**OBJECTIVE**:
Give an exact copy of every line, leaving images out.

**DATA EXTRACT**:

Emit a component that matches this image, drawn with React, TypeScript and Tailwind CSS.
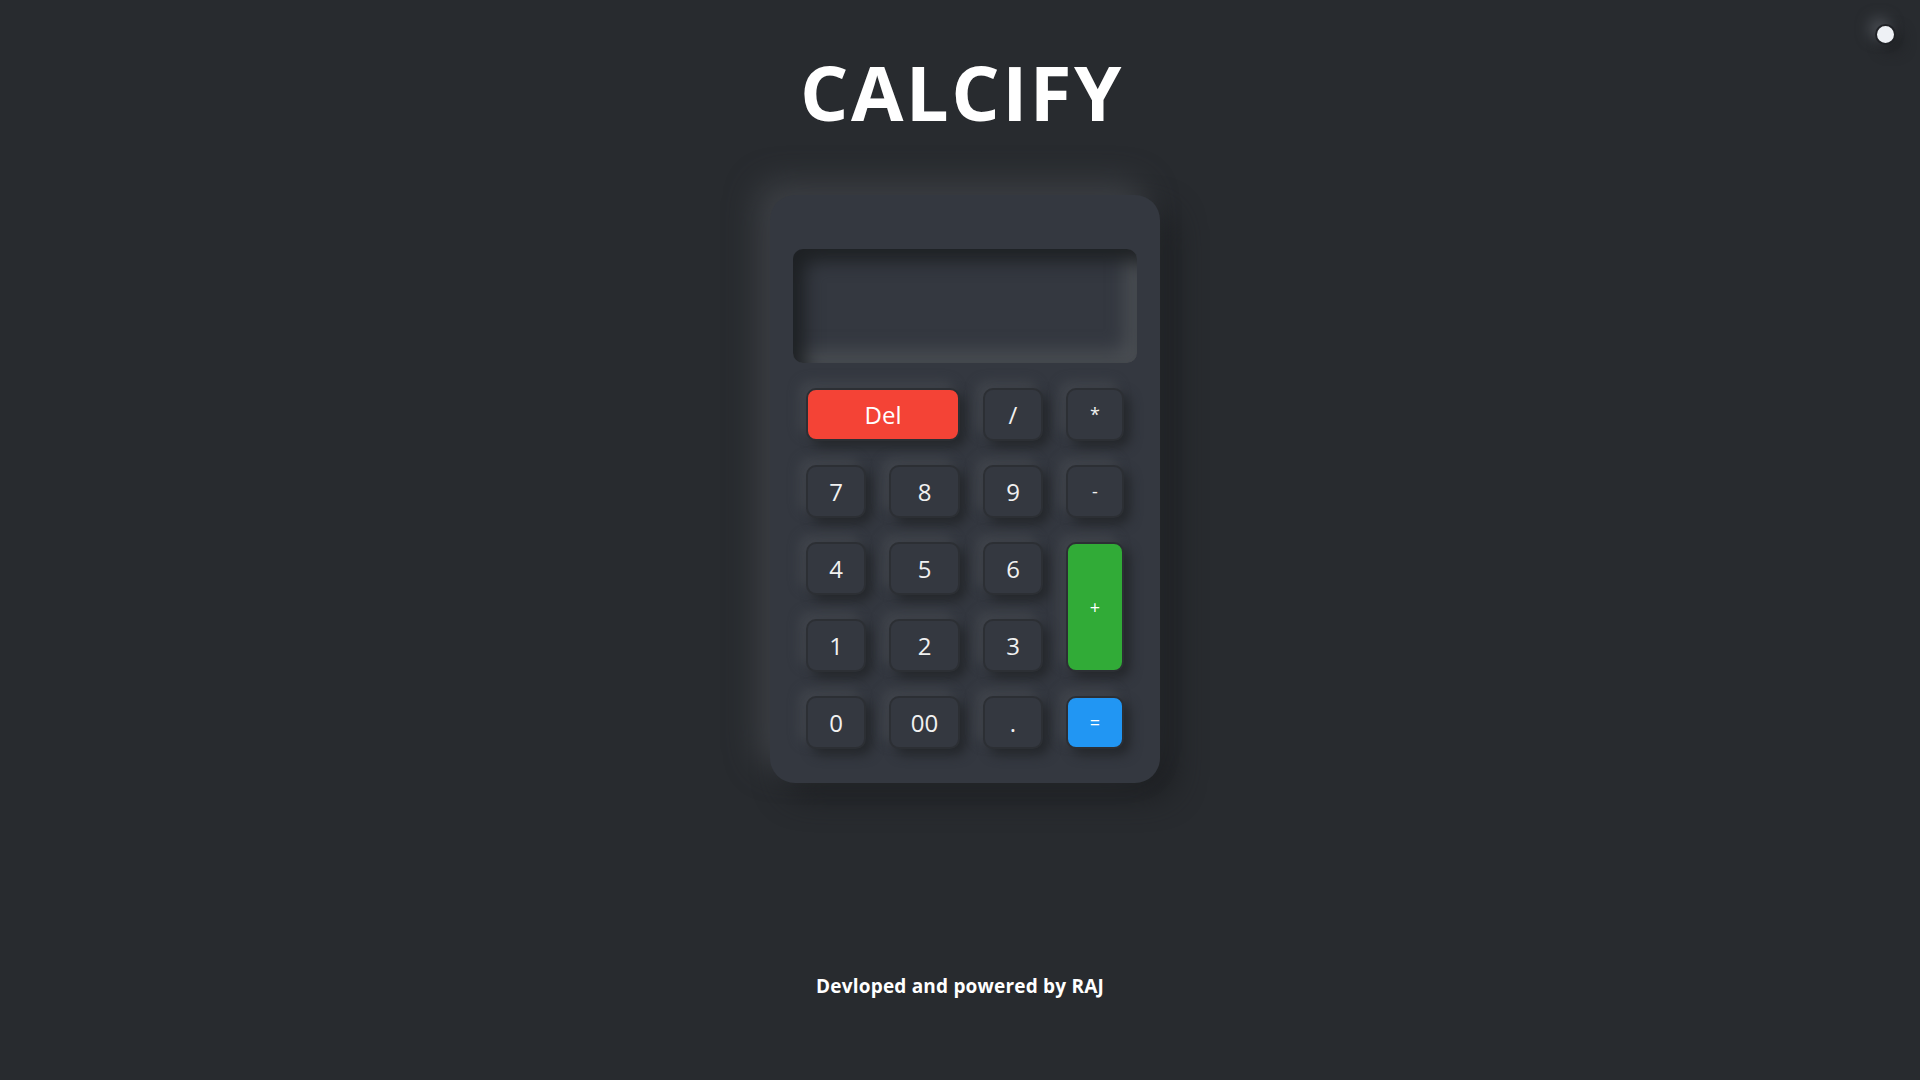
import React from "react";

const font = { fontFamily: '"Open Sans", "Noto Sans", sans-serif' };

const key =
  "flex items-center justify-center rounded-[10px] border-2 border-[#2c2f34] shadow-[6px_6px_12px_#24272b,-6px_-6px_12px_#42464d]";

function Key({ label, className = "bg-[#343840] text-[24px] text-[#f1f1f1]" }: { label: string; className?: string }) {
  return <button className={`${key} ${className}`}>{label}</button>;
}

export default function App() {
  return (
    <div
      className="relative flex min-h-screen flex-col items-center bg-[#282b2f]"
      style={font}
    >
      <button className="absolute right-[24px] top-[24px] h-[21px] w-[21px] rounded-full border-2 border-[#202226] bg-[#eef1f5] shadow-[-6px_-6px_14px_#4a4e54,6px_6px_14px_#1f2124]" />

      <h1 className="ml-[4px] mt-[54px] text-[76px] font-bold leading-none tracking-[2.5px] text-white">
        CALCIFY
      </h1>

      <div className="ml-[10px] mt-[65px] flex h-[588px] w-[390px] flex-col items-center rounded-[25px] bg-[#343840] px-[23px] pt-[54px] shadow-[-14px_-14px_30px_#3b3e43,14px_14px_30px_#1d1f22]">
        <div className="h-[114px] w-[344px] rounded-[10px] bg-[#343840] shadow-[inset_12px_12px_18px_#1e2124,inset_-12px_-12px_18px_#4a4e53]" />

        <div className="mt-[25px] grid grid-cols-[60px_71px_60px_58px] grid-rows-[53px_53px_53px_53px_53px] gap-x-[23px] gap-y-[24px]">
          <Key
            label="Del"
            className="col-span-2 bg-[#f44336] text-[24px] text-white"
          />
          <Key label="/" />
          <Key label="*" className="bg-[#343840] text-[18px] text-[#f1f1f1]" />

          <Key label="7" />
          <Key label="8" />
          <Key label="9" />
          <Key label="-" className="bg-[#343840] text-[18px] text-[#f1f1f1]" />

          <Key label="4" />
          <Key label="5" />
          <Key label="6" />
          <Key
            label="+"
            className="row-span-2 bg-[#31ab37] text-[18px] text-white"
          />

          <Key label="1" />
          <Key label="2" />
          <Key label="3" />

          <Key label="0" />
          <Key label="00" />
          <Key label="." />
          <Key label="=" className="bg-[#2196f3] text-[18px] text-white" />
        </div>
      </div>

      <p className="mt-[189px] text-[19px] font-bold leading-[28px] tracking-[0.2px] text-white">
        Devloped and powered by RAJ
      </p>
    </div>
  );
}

**RESULT OF THE EXERCISE**:
Emit a component that matches this image, drawn with React, TypeScript and Tailwind CSS.
import React from "react";

const font = { fontFamily: '"Open Sans", "Noto Sans", sans-serif' };

const key =
  "flex items-center justify-center rounded-[10px] border-2 border-[#2c2f34] shadow-[6px_6px_12px_#24272b,-6px_-6px_12px_#42464d]";

function Key({ label, className = "bg-[#343840] text-[24px] text-[#f1f1f1]" }: { label: string; className?: string }) {
  return <button className={`${key} ${className}`}>{label}</button>;
}

export default function App() {
  return (
    <div
      className="relative flex min-h-screen flex-col items-center bg-[#282b2f]"
      style={font}
    >
      <button className="absolute right-[24px] top-[24px] h-[21px] w-[21px] rounded-full border-2 border-[#202226] bg-[#eef1f5] shadow-[-6px_-6px_14px_#4a4e54,6px_6px_14px_#1f2124]" />

      <h1 className="ml-[4px] mt-[54px] text-[76px] font-bold leading-none tracking-[2.5px] text-white">
        CALCIFY
      </h1>

      <div className="ml-[10px] mt-[65px] flex h-[588px] w-[390px] flex-col items-center rounded-[25px] bg-[#343840] px-[23px] pt-[54px] shadow-[-14px_-14px_30px_#3b3e43,14px_14px_30px_#1d1f22]">
        <div className="h-[114px] w-[344px] rounded-[10px] bg-[#343840] shadow-[inset_12px_12px_18px_#1e2124,inset_-12px_-12px_18px_#4a4e53]" />

        <div className="mt-[25px] grid grid-cols-[60px_71px_60px_58px] grid-rows-[53px_53px_53px_53px_53px] gap-x-[23px] gap-y-[24px]">
          <Key
            label="Del"
            className="col-span-2 bg-[#f44336] text-[24px] text-white"
          />
          <Key label="/" />
          <Key label="*" className="bg-[#343840] text-[18px] text-[#f1f1f1]" />

          <Key label="7" />
          <Key label="8" />
          <Key label="9" />
          <Key label="-" className="bg-[#343840] text-[18px] text-[#f1f1f1]" />

          <Key label="4" />
          <Key label="5" />
          <Key label="6" />
          <Key
            label="+"
            className="row-span-2 bg-[#31ab37] text-[18px] text-white"
          />

          <Key label="1" />
          <Key label="2" />
          <Key label="3" />

          <Key label="0" />
          <Key label="00" />
          <Key label="." />
          <Key label="=" className="bg-[#2196f3] text-[18px] text-white" />
        </div>
      </div>

      <p className="mt-[189px] text-[19px] font-bold leading-[28px] tracking-[0.2px] text-white">
        Devloped and powered by RAJ
      </p>
    </div>
  );
}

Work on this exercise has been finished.